Sedalia in Canada

A Sedalia Convention & Visitor’s Bureau Blog

By L.C. Melton

This time I managed to find a Sedalia on foreign soil (just barely a place however). Basic information is that this Sedalia was founded in 1925 when a local railroad trunk line came through but it was torn out in 1979. Albertans call it a hamlet and it is situated in the southeastern part of the province known as Special Area No. 3 (a not so picturesque name for a municipality in an area run by a provincially appointed board due I suppose to their exceptionally small population). In fact there is a cluster of these Special Areas in the region.

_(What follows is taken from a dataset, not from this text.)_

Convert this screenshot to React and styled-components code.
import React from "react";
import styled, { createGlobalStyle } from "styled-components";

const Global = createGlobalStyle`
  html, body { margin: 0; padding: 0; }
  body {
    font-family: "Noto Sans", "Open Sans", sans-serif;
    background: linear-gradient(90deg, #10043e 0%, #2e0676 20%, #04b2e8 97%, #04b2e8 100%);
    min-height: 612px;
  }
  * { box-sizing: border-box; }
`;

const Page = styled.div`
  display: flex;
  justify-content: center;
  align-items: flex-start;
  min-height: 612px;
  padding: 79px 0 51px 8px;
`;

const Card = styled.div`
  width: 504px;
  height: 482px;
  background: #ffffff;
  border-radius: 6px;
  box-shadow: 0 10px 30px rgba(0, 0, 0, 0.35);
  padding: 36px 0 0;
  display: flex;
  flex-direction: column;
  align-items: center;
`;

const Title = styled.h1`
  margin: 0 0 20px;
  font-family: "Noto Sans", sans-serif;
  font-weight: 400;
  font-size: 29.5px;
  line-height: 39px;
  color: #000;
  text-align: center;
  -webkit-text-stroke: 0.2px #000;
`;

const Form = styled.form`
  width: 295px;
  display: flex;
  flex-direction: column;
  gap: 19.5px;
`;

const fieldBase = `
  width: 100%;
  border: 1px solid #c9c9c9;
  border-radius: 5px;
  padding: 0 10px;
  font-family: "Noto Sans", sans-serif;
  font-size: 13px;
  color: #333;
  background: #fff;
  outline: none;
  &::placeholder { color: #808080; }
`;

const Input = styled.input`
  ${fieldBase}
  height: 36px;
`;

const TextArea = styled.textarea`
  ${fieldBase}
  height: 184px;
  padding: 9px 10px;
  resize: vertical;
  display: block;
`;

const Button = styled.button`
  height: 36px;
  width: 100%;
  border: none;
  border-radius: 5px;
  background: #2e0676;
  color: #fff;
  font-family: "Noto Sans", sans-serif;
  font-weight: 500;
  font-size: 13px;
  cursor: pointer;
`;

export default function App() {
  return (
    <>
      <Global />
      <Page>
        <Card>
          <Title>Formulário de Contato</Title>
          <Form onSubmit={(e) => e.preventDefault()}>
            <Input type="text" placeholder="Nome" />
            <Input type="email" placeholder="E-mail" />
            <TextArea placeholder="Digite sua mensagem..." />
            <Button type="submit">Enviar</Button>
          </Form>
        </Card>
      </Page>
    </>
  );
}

The railroad connection and relatively recent date would lead us to believe that this Sedalia is named for Missouri’s. Such a regally classical name seems to be squandered on such a desolately obscure little place!

There are only 1,100 people in the whole 2,200 square miles of the District and their municipal office is in Hanna and district office in Oyen (population 1000 which doesn’t leave many folks for the rest of the district. It is all just a spit and slobber from the Saskatchewan line. They refer to it as a dryland farming area…very cold in the long winter and very hot in the short summer. It gets a whooping 13 inches of rain a year (probably grows rocks well.)

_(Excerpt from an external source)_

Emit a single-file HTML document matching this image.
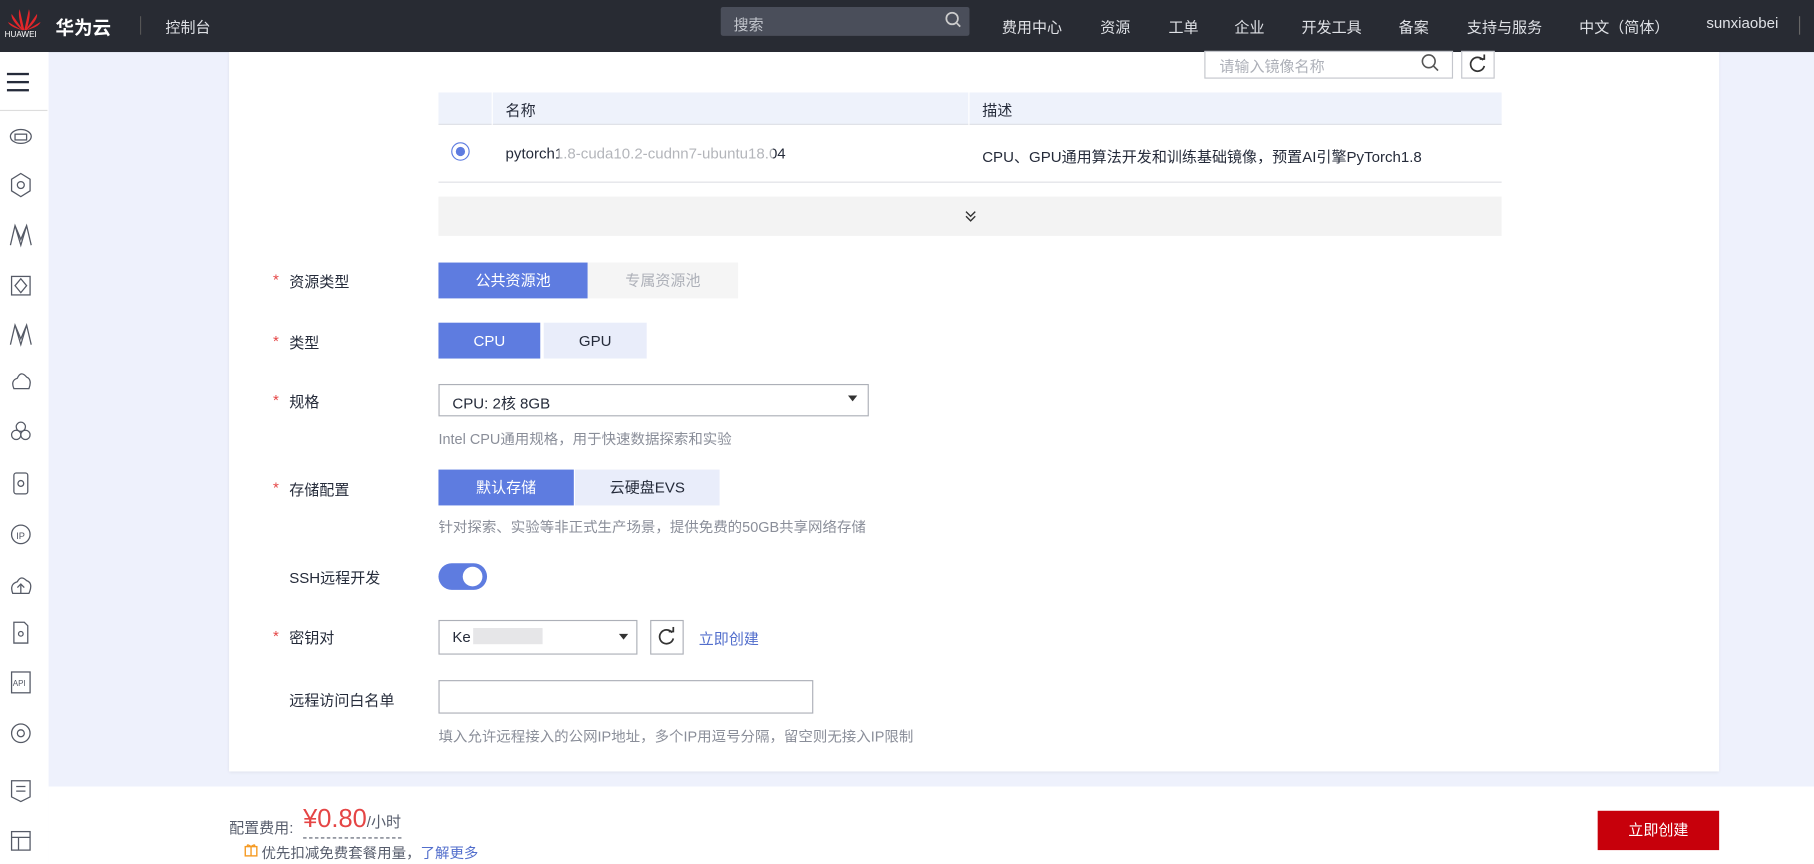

HOWEVER, and this is a first for my electronic travels, I discovered a video travelogue of Sedalia, Alberta which is all of 36 seconds long (actually more time than should have been needed. 1 Still it is quite interesting for on July 9, 2008, we pan past the local consumers’ cooperative establishment on a nice cool day, look down Railway Street as far as, oh, maybe say two blocks and see the two local vehicles parked awaiting their owners laden with vittles for the month.

According to their District website they are the most poised for growth of any place in Alberta (BYOB).